The NYT doesn’t give the impression that the claims are questionable. But the WP says there’s “deep disagreement within the intelligence community” over whether the plot was “ever much more than talk.” The LAT takes an even dimmer view of the picture the president drew. Speaking about the purported plot, a U.S. counterterrorism “official” told the paper, “It didn’t go. It didn’t happen.”

That would jibe with what some insiders said after Bush alluded last fall to the plot. A counterterrorism official told the Post back then, “It’s safe to say that most of the [intel] community doesn’t think it’s worth very much.” And the LAT cited “senior law enforcement officials” who “said authorities have not disrupted any operational terrorist plot within the United States” since 9/11.”

The sole FEMA man in New Orleans during Katrina wrote an e-mail to Homeland Security Chief Michael Chertoff Monday night at 9:27 after the hurricane had blown through: “Conditions are far more serious than media reports are currently reflecting. Finding extensive flooding and more stranded people than they had thought—also a number of fires.” (Here’s a Katrina timeline.) The White House has previously said it didn’t know about the breaches until Tuesday morning, and the Times makes a big stink out of the time difference, which seems unsportsmanlike. The e-mails show the White House was told of the breaks at 12 a.m.; that’s pretty darn close to “Tuesday morning.” And the FEMA guy-on-the-ground’s warnings have already been well-reported. Still, the Times deserves plenty of credit, not so much for the story itself but for posting loads of the memos and e-mails.

The WP off-leads the CIA official who until recently was in charge of Mideast intel accusing the White House of “cherry-picking” intel on Iraq and being hell-bent on invading. The official, Paul R. Pillar, makes the charges in an upcoming article in Foreign Affairs (which was, whadayaknow, posted just a few hours ago).“It has become clear that official intelligence was not relied on in making even the most significant national security decisions,” he wrote. “Intelligence was misused publicly to justify decisions already made … and the intelligence community’s own work was politicized.”

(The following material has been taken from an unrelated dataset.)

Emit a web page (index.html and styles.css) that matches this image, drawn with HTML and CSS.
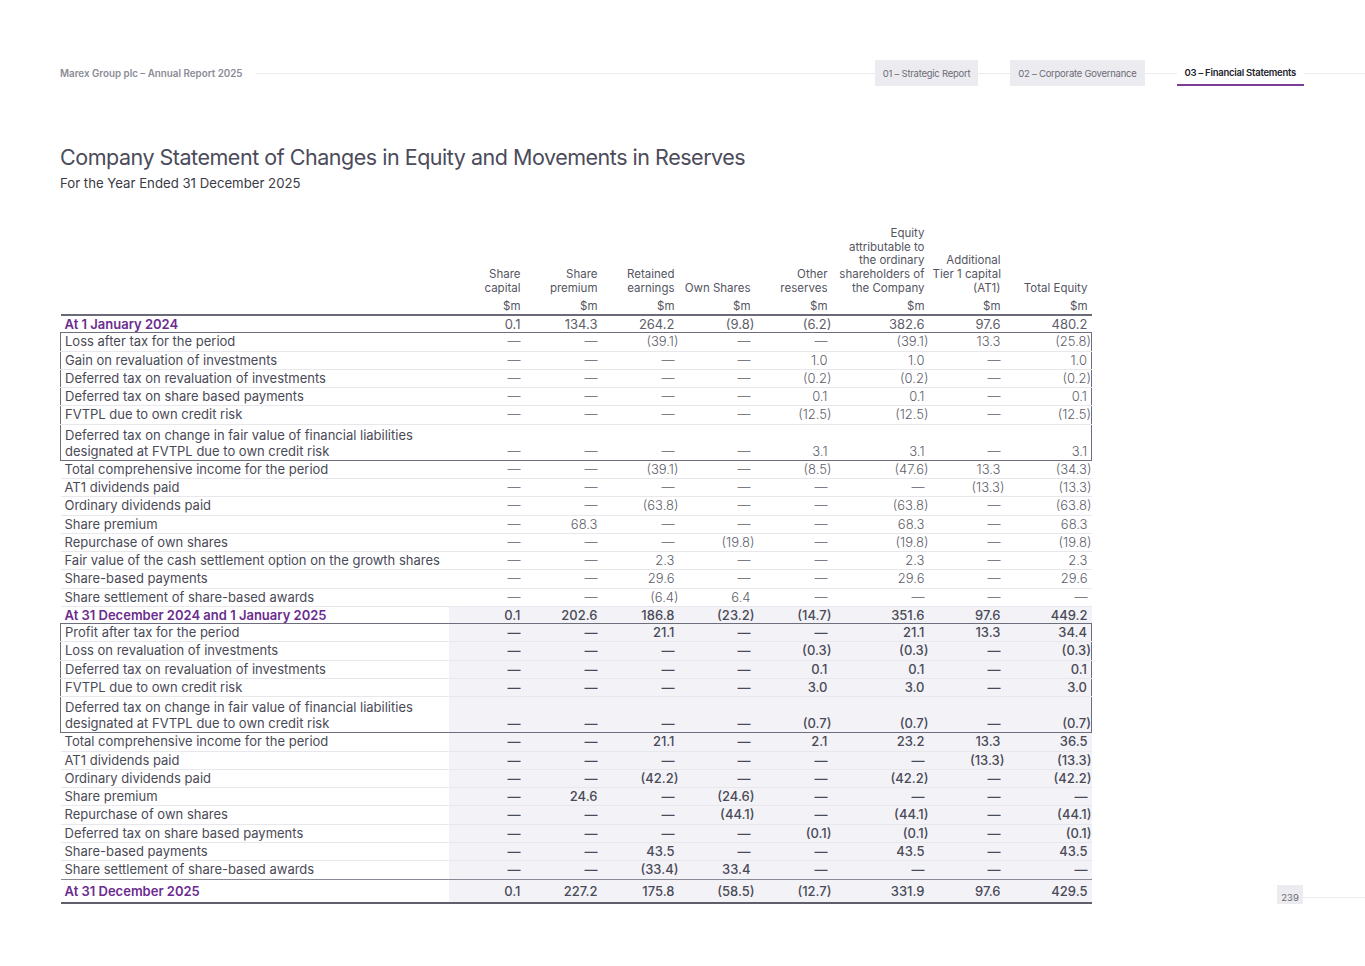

Everybody fronts an FDA panel voting 8-to-7 for strong “black box” warning labels for Ritalin and other A.D.D.-related drugs. The NYT focuses on some panelists’ concerns that the drugs might be linked to increased risk of heart attacks or strokes. Twenty-five people are known have died suddenly while taking the pills, but there are no known links—and no studies on it yet. The Post emphasizes panelists worried that the drugs are simply being overprescribed.

The NYT alone fronts unofficial results in Haiti’s vote showing a big lead for populist René Préval, a protégé of Haiti’s ousted President Jean-Bertrand Aristide.

In a NYT op-ed, CIA Director Porter Goss inveighs against leaks. “The terrorists gain an edge when they keep their secrets and we don’t keep ours.” He might want to e-mail the piece to his bosses …

 … because as the LAT fronts, and everybody else reports, former vice presidential aide Scooter Libby has testified he was “authorized by his superiors” to leak a classified intel report about Iraq. The revelation, which was first reported by the National Journal, came via a letter from the special prosecutor to Libby’s lawyers, which apparently doesn’t allege that the authorization included the outing of CIA agent Valerie Plame. The NYT, in a cheap shot or, to be kind, a fit of stunning sloppiness, implies otherwise: “EX-CHENEY AIDE TESTIFIED LEAK WAS ORDERED, PROSECUTOR SAYS.”

And in the spirit of cultural understanding,the NYT offers this slight correction:

A Critic’s Notebook article on Wednesday about the Danish cartoons that satirize the Prophet Muhammad referred incorrectly to the reaction in Auckland, New Zealand. While there were protests after the cartoons were published, imams there have not demanded executions or amputations for the cartoonists and their publishers.